New Zealand Journal of Ecology (2019) 43(1): 3363

Early Holocene plant remains from the Cromwell Gorge, Central Otago, New Zealand

Research Article
Matt S. McGlone  
Jamie R. Wood *
  1. Manaaki Whenua Landcare Research, PO Box 69040, Lincoln 7640, New Zealand
*  Corresponding author

Central Otago is one of the driest parts of New Zealand, and much of the natural vegetation of the region was lost to fires following human settlement in the 13th Century AD. Plant macrofossil and pollen records have provided detailed insights into the vegetation communities that existed in Central Otago’s lowlands at the time of human settlement, but relatively little is known about the regional vegetation patterns prior to ~3000 years ago.
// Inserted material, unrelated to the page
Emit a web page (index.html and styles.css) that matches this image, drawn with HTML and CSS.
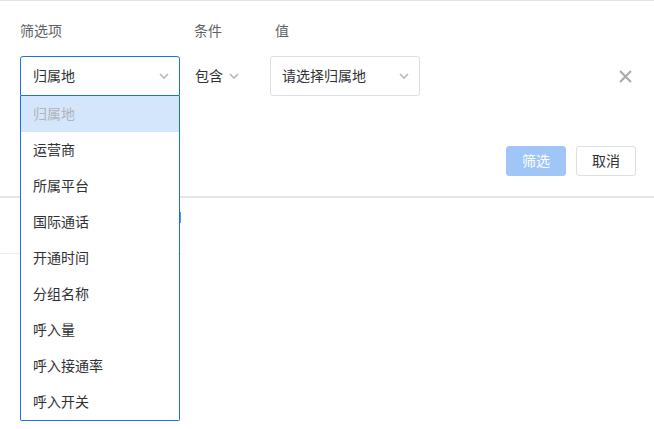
FILE: index.html
```html
<!DOCTYPE html>
<html lang="zh-CN">
<head>
<meta charset="utf-8">
<title>筛选</title>
<link rel="stylesheet" href="styles.css">
</head>
<body>
<div class="page">
  <section class="panel">
    <div class="grid">
      <div class="label">筛选项</div>
      <div class="label">条件</div>
      <div class="label label-val">值</div>
      <div></div>

      <div class="select select-active">
        <span>归属地</span>
        <svg class="chev" viewBox="0 0 10 6" width="10" height="6"><path d="M1 1l4 4 4-4" fill="none" stroke="#b4b7bd" stroke-width="1.6"/></svg>
      </div>
      <div class="cond">
        <span>包含</span>
        <svg class="chev" viewBox="0 0 10 6" width="10" height="6"><path d="M1 1l4 4 4-4" fill="none" stroke="#b4b7bd" stroke-width="1.6"/></svg>
      </div>
      <div class="select">
        <span>请选择归属地</span>
        <svg class="chev" viewBox="0 0 10 6" width="10" height="6"><path d="M1 1l4 4 4-4" fill="none" stroke="#b4b7bd" stroke-width="1.6"/></svg>
      </div>
      <div class="close-cell">
        <svg class="close" viewBox="0 0 12 12" width="13" height="13"><path d="M1 1l10 10M11 1L1 11" stroke="#a8abb2" stroke-width="2" fill="none"/></svg>
      </div>
    </div>
    <div class="actions">
      <button class="btn btn-primary">筛选</button>
      <button class="btn">取消</button>
    </div>
  </section>
  <div class="below">
    <div class="row-line"></div>
  </div>
  <div class="behind-mark"></div>
  <ul class="dropdown">
    <li class="item selected">归属地</li>
    <li class="item">运营商</li>
    <li class="item">所属平台</li>
    <li class="item">国际通话</li>
    <li class="item">开通时间</li>
    <li class="item">分组名称</li>
    <li class="item">呼入量</li>
    <li class="item">呼入接通率</li>
    <li class="item">呼入开关</li>
  </ul>
</div>
</body>
</html>
```

FILE: styles.css
```css
* { box-sizing: border-box; }
html, body { margin: 0; padding: 0; background: #fff; }
body {
  font-family: "Noto Sans CJK SC", "Noto Sans", "Liberation Sans", sans-serif;
  font-size: 14px;
  line-height: 20px;
  color: #303133;
}
.page { position: relative; width: 654px; height: 429px; overflow: hidden; }

.panel {
  border-top: 1px solid #e1e3e8;
  border-bottom: 2px solid #e3e5ea;
  height: 198px;
  padding: 19px 18px 0 20px;
  background: #fff;
}
.grid {
  display: grid;
  grid-template-columns: 160px 62px 150px 1fr;
  column-gap: 14px;
  row-gap: 16px;
  align-items: center;
}
.label { color: #606266; height: 20px; }
.label-val { padding-left: 5px; }

.select {
  height: 40px;
  border: 1px solid #dcdfe6;
  border-radius: 3px;
  display: flex;
  align-items: center;
  justify-content: space-between;
  padding: 0 10px 2px 11px;
  color: #303133;
}
.select .chev { margin-top: 2px; }
.select-active {
  border-color: #1a6fe3;
  border-radius: 3px 3px 0 0;
  padding-left: 12px;
}
.cond {
  height: 40px;
  display: flex;
  align-items: center;
  gap: 6px;
  padding: 0 0 2px 1px;
}
.cond .chev { margin-top: 2px; }
.chev { display: block; }
.close-cell { display: flex; justify-content: flex-end; padding-right: 4px; }
.close { display: block; }

.actions {
  display: flex;
  justify-content: flex-end;
  gap: 10px;
  margin-top: 50px;
}
.btn {
  width: 60px;
  height: 30px;
  border: 1px solid #dcdfe6;
  border-radius: 3px;
  background: #fff;
  color: #303133;
  font-family: inherit;
  font-size: 14px;
  line-height: 20px;
  padding: 0 0 2px;
}
.btn-primary {
  background: #a0c6f8;
  border-color: #a0c6f8;
  color: #fff;
}

.below { padding-top: 55px; }
.row-line { width: 182px; height: 1px; background: #ebedf2; }

.behind-mark {
  position: absolute;
  left: 180px;
  top: 212px;
  width: 1px;
  height: 11px;
  background: #4a9af5;
}

.dropdown {
  position: absolute;
  left: 20px;
  top: 96px;
  width: 160px;
  margin: 0;
  padding: 0;
  list-style: none;
  background: #fff;
  border: 1px solid #1a6fe3;
  border-top: none;
  border-radius: 0 0 2px 2px;
}
.item {
  height: 36px;
  line-height: 34px;
  padding: 0 0 2px 12px;
  color: #303133;
}
.item.selected {
  background: #d4e6fc;
  color: #b1b3b8;
}
```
Here, we present analyses of pollen and plant macrofossil assemblages from a buried cave deposit in the Cromwell Gorge which dates to the early Holocene (~11 700–8300 years ago), a time when the climate was significantly warmer than during the late Holocene. The results show that at this time the local vegetation community consisted of low open scrubland or woodland, very similar to that found there during the late Holocene. Rare tall forest tree pollen was probably derived from distant sources in Southland or coastal Otago, where forest was spreading at this time. The absence of evidence for tree species that were regionally dominant during the late Holocene (Phyllocladus alpinus, Kunzea serotina and Podocarpus hallii), and the abundance of low-growing shrubs, indicates that during the early Holocene the interior valleys of Central Otago may have experienced a climate substantially drier than present.